>> Start DATA RECORDS

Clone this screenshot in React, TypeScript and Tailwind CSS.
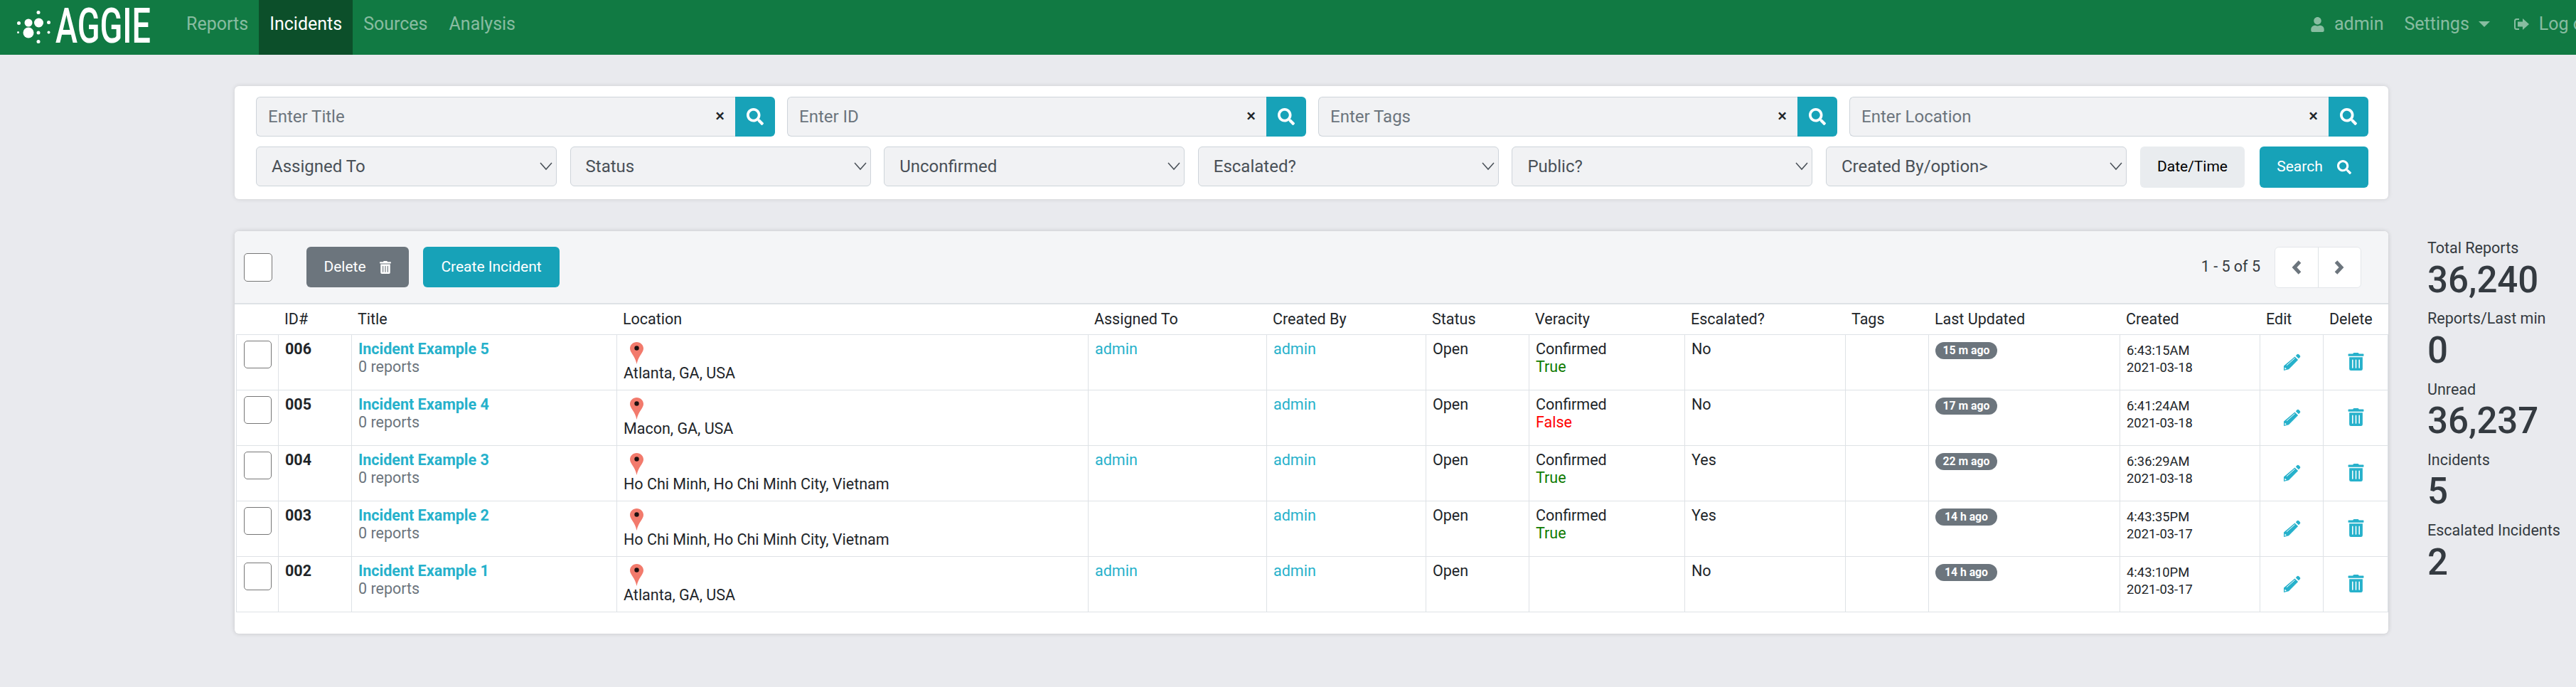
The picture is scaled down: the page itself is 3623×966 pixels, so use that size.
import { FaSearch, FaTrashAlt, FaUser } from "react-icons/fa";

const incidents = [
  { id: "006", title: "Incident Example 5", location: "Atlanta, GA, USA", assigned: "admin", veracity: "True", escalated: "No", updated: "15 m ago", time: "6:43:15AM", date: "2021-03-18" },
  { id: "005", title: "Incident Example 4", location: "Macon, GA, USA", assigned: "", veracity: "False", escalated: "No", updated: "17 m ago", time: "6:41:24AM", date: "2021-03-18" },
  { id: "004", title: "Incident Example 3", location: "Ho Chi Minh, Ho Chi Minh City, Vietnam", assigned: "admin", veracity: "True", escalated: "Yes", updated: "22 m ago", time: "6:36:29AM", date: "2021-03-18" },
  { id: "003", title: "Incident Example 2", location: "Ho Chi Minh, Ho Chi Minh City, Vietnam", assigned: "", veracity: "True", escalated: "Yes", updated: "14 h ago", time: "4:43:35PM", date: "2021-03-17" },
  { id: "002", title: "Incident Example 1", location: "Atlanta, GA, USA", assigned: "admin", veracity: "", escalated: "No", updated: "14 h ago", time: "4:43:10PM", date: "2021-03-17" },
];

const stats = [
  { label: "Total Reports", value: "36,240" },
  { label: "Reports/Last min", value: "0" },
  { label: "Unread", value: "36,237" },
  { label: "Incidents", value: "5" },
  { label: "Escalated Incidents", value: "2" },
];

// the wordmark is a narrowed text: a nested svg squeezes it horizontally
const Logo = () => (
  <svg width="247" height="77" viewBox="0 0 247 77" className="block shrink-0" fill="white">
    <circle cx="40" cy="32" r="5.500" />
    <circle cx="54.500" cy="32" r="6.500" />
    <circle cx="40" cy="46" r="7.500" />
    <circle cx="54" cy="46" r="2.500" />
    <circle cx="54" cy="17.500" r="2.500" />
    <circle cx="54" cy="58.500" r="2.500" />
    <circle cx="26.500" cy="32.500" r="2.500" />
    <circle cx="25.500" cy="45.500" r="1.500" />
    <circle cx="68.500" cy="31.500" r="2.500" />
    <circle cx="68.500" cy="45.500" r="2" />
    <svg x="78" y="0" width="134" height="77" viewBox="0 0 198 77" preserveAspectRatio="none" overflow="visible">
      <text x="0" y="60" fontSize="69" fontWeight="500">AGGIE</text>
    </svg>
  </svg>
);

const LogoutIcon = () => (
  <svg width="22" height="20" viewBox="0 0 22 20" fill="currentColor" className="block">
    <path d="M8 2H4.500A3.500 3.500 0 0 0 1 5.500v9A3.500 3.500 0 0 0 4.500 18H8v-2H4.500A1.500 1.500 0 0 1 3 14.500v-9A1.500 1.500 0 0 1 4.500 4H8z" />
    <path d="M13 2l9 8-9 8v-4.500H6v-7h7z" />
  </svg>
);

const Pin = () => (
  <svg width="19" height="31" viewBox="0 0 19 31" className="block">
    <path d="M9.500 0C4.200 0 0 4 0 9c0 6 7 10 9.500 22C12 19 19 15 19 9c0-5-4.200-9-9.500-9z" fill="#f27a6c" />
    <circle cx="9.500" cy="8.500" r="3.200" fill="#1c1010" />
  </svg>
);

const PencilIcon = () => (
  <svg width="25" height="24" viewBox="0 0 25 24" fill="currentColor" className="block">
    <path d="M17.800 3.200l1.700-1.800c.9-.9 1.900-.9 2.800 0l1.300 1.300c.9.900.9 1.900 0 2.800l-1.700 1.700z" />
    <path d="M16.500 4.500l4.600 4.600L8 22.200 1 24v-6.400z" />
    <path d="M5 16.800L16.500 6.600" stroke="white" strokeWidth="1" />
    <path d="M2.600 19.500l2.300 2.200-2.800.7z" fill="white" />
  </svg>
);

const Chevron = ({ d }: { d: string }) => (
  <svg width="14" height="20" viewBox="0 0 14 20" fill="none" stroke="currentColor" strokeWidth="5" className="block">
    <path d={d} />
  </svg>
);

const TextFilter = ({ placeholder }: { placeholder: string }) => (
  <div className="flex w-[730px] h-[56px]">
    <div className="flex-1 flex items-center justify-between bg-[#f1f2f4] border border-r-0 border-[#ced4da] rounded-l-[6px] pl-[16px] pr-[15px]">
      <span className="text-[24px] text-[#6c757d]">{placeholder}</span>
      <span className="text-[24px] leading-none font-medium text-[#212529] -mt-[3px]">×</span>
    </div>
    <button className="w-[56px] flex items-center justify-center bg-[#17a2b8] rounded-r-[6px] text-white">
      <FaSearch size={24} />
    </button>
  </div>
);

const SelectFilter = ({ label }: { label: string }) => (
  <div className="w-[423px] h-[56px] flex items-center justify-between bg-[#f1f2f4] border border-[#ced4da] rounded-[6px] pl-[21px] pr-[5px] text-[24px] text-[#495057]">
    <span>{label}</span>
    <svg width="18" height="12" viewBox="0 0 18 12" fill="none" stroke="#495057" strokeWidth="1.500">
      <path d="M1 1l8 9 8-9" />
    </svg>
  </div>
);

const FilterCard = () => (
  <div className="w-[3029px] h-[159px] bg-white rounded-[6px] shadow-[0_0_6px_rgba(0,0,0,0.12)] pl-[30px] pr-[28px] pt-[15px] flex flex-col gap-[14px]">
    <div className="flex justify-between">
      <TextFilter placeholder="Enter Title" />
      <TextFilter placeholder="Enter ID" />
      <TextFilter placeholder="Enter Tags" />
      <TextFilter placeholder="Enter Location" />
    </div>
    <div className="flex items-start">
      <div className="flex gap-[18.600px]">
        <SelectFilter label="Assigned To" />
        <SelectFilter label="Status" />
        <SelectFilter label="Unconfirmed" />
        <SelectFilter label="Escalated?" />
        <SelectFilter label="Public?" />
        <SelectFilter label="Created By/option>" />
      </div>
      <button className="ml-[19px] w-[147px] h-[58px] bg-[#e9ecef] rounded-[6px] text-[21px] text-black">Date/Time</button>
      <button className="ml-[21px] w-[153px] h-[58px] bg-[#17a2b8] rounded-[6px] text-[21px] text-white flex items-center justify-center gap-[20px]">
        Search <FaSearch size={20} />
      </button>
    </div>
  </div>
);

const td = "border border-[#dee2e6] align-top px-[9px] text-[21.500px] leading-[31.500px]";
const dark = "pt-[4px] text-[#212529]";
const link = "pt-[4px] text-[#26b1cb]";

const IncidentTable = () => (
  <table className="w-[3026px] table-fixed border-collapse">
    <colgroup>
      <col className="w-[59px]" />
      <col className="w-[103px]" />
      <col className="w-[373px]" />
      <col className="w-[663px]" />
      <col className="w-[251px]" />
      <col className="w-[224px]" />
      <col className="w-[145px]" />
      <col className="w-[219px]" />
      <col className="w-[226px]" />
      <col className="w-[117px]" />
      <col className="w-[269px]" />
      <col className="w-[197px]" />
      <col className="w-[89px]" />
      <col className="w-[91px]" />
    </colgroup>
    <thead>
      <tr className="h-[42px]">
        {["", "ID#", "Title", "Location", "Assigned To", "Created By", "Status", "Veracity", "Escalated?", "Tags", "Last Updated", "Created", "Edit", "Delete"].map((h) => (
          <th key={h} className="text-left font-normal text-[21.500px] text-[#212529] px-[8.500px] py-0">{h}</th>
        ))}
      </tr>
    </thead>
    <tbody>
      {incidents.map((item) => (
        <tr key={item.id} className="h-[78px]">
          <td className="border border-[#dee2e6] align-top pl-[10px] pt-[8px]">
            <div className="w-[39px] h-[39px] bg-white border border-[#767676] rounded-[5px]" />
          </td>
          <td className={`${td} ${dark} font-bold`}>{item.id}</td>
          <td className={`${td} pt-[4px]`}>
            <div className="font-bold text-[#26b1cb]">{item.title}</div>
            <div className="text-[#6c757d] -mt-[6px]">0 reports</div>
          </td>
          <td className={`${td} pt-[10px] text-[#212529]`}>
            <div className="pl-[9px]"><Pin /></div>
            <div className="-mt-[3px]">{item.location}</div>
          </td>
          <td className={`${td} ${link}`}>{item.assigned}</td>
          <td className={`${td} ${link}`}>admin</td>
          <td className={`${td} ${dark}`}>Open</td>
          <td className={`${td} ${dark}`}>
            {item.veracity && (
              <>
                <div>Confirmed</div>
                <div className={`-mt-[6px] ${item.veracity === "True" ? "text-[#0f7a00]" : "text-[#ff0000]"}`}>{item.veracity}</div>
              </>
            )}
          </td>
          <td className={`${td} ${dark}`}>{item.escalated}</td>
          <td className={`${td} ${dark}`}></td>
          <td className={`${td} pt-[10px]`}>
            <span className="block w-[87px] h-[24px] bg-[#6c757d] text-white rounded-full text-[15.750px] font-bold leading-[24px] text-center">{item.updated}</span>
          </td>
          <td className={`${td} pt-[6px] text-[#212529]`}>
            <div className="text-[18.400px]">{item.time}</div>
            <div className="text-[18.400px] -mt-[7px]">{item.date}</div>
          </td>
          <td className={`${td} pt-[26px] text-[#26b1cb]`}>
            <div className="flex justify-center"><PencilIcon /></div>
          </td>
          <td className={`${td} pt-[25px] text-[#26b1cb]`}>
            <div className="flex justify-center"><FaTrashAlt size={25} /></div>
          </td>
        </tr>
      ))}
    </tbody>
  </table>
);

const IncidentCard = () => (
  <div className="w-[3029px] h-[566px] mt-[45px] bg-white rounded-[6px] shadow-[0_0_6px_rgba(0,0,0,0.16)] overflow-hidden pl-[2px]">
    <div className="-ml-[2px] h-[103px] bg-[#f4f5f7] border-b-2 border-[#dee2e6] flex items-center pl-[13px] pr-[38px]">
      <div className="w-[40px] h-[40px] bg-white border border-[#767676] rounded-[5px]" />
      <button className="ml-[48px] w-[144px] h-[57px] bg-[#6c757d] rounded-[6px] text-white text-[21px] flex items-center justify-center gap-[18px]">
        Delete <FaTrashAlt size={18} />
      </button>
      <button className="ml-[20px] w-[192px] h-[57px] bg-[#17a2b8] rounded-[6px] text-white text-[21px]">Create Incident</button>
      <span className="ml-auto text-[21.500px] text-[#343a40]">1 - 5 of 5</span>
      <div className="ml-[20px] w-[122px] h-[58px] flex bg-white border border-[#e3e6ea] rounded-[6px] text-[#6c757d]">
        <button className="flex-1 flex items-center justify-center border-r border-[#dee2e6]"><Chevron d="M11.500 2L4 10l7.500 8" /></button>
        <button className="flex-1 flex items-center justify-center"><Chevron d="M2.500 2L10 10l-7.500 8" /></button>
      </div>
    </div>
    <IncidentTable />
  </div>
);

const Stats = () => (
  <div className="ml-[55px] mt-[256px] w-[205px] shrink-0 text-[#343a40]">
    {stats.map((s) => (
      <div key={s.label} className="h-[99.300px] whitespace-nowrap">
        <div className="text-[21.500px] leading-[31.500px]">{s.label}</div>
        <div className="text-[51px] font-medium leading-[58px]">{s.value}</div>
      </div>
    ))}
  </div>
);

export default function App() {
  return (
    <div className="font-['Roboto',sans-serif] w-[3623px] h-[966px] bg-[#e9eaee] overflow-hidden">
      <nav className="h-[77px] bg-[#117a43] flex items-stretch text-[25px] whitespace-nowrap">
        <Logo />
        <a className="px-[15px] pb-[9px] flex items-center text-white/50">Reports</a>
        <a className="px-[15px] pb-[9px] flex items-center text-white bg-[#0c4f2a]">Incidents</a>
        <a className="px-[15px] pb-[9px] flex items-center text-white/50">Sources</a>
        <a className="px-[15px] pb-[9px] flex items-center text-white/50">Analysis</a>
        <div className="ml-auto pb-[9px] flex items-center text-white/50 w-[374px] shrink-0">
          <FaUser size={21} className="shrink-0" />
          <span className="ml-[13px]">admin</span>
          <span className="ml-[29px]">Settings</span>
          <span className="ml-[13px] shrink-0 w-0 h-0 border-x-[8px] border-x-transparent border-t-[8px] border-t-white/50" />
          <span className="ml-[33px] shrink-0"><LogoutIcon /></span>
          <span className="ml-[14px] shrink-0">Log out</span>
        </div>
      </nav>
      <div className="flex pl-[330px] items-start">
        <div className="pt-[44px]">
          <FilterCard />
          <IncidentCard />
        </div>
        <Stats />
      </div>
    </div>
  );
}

>> End DATA RECORDS
>> Start DATA RECORDS

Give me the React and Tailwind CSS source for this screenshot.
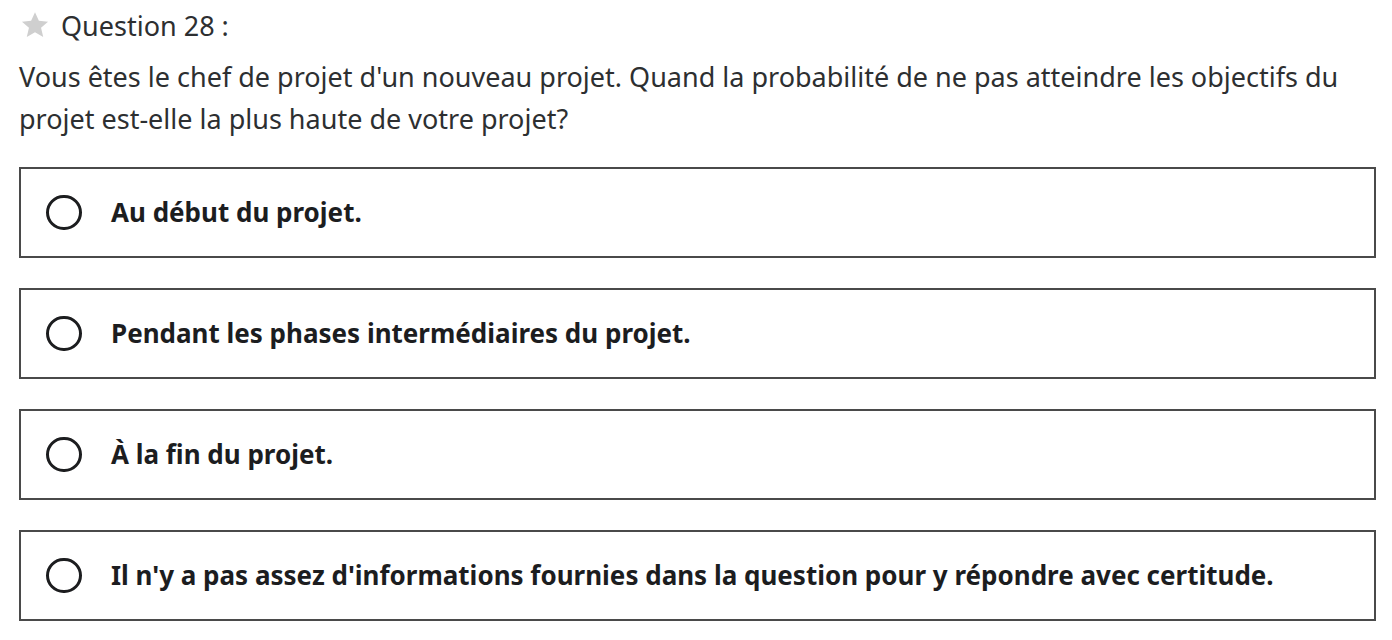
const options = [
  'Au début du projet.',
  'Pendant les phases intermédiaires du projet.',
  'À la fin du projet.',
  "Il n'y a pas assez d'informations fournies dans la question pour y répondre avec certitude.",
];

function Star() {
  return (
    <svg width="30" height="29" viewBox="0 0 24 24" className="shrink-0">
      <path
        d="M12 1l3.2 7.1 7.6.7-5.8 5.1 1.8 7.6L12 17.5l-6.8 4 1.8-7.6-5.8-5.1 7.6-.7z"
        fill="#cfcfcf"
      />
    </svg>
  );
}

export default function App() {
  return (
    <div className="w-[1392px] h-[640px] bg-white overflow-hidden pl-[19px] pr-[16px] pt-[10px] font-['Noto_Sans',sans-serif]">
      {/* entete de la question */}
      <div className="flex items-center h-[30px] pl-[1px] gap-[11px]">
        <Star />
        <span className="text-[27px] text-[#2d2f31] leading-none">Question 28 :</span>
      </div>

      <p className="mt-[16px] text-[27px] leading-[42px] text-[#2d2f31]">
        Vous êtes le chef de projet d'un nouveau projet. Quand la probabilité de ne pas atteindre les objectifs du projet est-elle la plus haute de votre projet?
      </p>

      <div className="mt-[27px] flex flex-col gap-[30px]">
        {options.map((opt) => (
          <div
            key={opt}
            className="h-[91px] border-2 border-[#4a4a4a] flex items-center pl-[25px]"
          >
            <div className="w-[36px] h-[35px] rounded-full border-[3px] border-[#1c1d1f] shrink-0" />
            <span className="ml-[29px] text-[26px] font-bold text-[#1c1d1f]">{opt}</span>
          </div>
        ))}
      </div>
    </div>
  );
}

>> End DATA RECORDS

Looking above, find the stretch of lines that opens with the one holding "Clone this screenshot" and closes with the one holding "FaSearch, FaTrashAlt, FaUser". Copy it exactly, pictures excluded.

Clone this screenshot in React, TypeScript and Tailwind CSS.
The picture is scaled down: the page itself is 3623×966 pixels, so use that size.
import { FaSearch, FaTrashAlt, FaUser } from "react-icons/fa";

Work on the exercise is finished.